Information supplied:
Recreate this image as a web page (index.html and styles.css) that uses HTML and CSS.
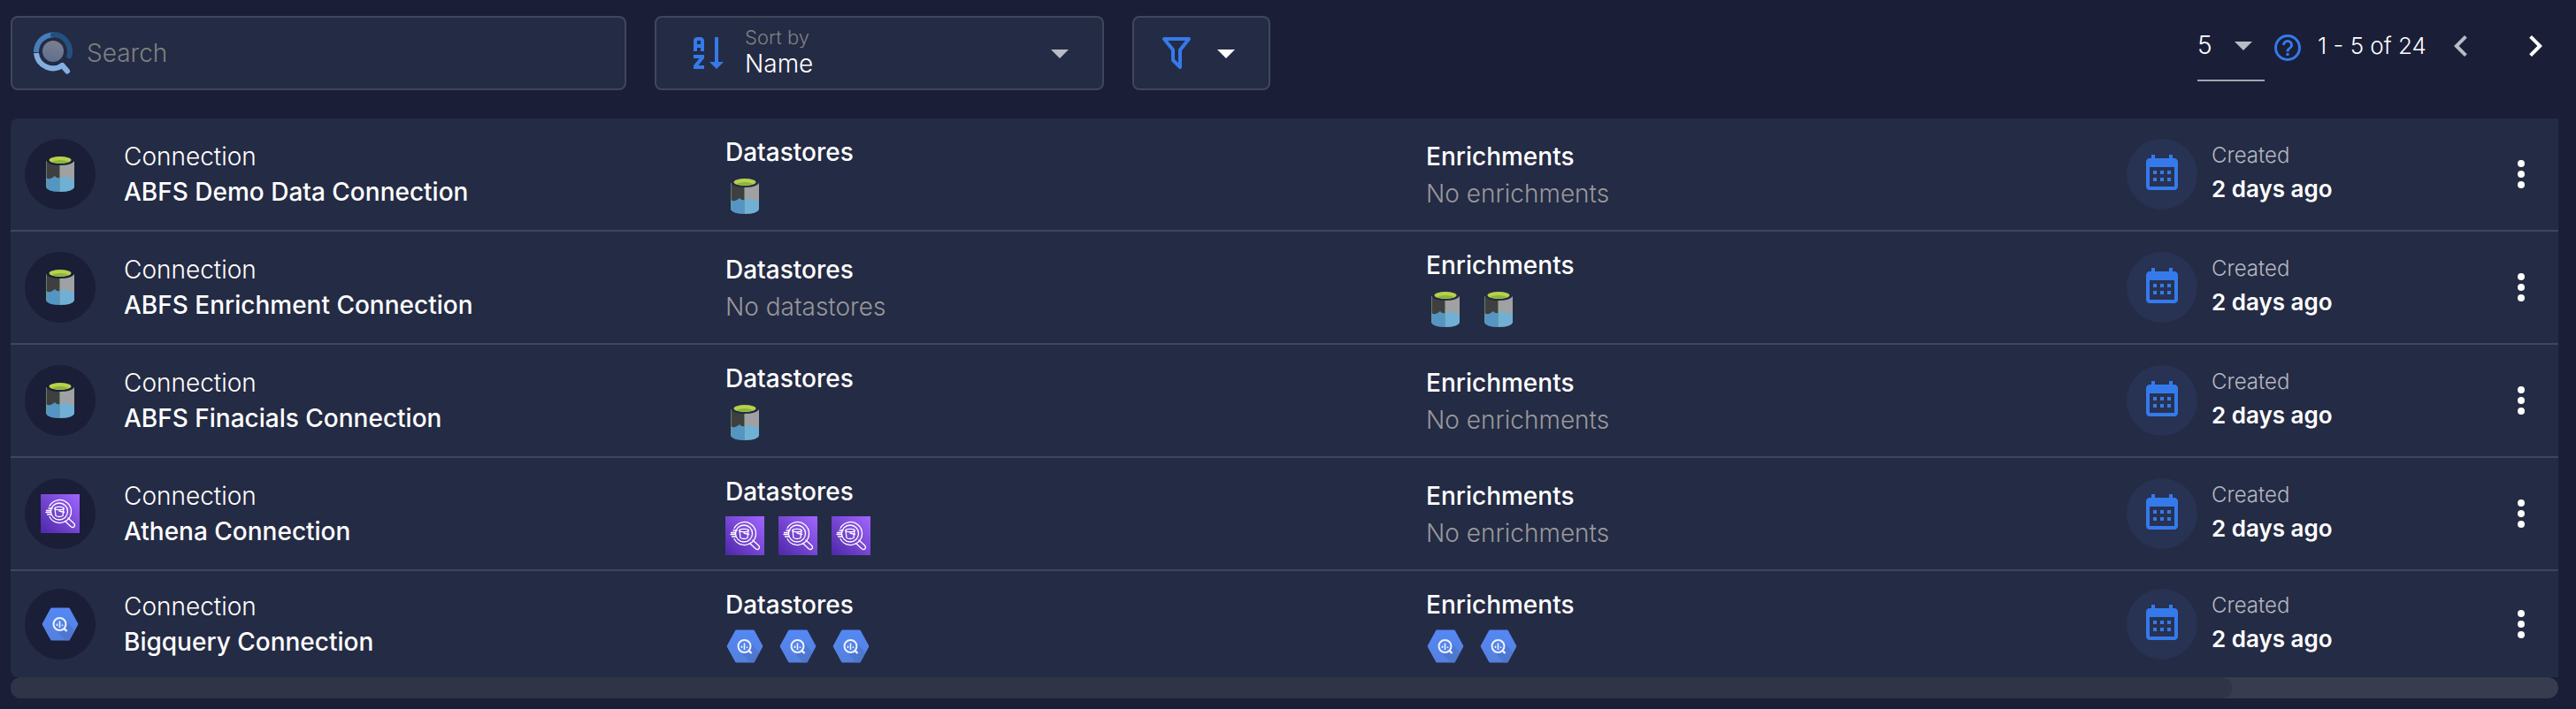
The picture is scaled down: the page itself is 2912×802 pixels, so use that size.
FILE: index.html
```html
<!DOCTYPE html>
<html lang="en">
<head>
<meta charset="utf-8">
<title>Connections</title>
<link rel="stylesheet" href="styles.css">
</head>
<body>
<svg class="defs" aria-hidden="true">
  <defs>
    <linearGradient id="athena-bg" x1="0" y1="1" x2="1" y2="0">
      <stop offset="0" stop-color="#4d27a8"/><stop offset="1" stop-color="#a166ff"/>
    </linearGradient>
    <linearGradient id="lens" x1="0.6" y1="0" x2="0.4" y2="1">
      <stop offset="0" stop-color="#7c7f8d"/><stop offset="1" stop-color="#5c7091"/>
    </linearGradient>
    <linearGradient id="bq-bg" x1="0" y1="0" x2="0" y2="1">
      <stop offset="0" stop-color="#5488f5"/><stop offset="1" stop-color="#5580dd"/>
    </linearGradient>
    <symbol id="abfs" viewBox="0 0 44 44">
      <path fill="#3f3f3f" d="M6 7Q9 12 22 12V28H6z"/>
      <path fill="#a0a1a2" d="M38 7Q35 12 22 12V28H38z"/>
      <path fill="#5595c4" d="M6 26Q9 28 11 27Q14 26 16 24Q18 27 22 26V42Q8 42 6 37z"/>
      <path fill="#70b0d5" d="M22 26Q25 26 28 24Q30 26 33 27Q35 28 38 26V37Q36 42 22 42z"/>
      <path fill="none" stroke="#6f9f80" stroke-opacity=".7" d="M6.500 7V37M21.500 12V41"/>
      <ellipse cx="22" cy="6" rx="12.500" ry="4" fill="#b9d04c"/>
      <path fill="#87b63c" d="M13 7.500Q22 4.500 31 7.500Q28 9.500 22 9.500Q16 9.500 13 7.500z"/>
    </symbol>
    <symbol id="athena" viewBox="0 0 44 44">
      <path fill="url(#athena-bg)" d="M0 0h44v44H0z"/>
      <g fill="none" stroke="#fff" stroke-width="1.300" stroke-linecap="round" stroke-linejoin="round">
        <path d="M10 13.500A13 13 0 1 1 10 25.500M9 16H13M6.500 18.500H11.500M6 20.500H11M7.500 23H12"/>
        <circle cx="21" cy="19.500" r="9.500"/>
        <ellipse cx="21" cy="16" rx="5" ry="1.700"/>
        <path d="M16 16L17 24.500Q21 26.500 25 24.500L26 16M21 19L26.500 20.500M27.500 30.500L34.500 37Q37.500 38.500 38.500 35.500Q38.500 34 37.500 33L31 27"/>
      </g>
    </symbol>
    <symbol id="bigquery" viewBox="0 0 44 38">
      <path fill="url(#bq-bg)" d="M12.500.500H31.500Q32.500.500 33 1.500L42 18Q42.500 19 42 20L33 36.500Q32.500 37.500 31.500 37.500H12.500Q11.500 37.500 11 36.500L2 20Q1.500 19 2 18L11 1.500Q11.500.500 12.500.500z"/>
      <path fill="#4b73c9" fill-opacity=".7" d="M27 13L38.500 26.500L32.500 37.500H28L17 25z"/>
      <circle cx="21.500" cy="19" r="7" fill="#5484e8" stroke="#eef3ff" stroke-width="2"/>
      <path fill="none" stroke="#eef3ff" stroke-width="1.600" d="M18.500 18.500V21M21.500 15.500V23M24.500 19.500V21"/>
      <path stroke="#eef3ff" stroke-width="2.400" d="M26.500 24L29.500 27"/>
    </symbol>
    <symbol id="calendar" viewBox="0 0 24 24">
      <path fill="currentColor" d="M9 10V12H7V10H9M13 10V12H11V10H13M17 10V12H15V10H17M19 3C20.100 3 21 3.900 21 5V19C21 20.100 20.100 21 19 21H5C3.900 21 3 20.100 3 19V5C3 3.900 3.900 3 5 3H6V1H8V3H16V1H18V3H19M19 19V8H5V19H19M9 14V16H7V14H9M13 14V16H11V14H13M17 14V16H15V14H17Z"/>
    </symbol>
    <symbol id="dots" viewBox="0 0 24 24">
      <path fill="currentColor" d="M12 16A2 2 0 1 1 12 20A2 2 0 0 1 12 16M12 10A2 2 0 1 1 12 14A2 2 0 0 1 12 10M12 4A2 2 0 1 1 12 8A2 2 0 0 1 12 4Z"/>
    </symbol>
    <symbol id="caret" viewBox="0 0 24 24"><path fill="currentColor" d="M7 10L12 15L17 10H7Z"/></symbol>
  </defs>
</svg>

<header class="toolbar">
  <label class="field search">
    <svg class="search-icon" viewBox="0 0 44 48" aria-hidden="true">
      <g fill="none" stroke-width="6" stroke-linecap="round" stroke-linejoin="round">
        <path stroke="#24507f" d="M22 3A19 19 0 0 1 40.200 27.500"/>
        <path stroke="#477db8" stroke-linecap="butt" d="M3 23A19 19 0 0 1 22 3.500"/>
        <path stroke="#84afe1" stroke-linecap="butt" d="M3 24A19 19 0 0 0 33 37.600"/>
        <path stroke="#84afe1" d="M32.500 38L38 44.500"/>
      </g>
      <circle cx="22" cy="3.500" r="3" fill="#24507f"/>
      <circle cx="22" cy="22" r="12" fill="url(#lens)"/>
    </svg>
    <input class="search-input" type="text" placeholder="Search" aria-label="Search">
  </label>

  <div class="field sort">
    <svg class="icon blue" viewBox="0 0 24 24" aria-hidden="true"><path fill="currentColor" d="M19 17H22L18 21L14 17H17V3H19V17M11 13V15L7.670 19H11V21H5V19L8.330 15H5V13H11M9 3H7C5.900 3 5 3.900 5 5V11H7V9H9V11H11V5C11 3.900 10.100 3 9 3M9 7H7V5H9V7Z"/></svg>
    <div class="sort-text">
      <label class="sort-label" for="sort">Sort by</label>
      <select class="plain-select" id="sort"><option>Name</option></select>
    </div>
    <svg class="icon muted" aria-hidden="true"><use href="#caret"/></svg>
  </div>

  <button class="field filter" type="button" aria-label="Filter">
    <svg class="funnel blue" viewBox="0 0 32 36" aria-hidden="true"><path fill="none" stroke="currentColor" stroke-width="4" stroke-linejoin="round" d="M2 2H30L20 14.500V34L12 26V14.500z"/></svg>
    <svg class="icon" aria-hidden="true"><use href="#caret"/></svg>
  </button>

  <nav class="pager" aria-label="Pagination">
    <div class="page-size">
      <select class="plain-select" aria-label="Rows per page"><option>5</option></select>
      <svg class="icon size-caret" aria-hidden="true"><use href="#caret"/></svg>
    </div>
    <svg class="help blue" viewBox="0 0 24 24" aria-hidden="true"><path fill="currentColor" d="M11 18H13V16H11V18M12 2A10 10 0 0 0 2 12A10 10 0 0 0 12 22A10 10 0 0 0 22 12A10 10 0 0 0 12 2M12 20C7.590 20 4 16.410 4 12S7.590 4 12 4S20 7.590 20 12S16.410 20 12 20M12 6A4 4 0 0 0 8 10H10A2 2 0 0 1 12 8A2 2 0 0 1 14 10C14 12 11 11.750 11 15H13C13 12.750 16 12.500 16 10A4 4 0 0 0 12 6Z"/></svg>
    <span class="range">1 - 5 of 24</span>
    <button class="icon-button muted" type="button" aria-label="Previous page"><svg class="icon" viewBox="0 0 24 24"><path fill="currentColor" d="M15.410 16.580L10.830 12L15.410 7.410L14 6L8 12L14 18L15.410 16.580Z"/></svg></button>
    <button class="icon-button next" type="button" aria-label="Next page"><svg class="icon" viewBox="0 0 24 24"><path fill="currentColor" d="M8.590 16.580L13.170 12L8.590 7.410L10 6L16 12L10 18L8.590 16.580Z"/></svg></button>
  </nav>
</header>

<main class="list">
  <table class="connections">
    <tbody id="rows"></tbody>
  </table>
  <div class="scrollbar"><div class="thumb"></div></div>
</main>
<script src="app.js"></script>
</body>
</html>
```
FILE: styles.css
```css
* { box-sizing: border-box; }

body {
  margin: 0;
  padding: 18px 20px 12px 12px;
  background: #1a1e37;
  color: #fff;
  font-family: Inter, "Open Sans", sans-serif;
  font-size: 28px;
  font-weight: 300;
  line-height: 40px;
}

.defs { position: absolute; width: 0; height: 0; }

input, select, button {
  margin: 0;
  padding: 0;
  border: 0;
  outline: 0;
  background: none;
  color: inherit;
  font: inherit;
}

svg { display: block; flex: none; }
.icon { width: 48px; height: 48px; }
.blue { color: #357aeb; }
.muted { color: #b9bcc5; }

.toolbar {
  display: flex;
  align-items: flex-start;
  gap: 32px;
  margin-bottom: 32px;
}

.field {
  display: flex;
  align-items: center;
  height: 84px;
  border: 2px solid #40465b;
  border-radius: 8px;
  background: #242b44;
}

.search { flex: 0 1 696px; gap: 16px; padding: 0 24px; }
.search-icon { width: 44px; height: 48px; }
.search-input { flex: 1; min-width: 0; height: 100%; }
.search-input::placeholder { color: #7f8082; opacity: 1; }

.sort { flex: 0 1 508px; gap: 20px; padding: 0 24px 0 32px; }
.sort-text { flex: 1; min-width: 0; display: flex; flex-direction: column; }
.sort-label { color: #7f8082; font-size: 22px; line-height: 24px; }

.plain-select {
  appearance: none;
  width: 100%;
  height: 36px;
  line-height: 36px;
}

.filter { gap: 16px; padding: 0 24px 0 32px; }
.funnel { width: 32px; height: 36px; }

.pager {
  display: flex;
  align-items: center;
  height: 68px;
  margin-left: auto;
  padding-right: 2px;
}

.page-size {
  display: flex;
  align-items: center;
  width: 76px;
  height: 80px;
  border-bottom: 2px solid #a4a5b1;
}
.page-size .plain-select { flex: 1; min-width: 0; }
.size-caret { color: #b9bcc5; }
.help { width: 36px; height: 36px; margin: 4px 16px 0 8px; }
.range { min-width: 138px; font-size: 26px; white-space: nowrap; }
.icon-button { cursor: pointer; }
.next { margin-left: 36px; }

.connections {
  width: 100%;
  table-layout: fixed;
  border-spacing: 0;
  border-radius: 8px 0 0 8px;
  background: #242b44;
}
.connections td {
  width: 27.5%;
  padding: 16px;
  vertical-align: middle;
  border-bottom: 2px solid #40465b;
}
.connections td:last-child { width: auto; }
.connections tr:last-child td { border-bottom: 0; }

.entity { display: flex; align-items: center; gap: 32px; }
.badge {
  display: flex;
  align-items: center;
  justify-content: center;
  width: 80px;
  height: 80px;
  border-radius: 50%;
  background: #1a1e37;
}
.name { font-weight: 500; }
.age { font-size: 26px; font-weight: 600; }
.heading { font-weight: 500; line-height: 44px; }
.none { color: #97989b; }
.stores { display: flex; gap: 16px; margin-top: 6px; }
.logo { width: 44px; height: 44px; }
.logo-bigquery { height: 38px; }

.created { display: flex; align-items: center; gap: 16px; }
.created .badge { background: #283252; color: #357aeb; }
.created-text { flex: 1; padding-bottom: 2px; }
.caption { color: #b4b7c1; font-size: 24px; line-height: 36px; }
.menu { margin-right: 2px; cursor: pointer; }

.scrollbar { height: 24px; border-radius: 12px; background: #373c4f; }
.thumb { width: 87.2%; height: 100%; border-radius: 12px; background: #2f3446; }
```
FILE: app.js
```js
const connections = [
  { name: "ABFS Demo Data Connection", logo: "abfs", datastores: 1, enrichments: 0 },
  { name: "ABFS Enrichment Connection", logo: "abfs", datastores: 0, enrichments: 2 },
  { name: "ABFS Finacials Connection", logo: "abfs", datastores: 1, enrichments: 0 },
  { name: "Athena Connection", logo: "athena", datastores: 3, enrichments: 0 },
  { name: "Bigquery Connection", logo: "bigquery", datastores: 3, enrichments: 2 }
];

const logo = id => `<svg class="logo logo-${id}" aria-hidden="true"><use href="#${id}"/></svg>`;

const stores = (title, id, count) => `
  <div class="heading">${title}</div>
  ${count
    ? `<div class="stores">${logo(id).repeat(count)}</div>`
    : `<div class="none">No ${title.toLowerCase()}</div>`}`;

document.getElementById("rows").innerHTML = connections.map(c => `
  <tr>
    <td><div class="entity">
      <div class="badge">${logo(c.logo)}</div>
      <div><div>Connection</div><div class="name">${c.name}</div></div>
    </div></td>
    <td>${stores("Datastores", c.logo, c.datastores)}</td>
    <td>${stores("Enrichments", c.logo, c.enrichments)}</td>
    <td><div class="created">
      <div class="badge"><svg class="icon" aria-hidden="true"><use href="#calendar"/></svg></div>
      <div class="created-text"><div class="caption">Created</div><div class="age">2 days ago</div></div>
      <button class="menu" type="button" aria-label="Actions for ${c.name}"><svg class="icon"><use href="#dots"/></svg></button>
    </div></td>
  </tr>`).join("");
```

Objective: Each line above that holds the string "index" should be copied and shown.

Response below:
Recreate this image as a web page (index.html and styles.css) that uses HTML and CSS.
FILE: index.html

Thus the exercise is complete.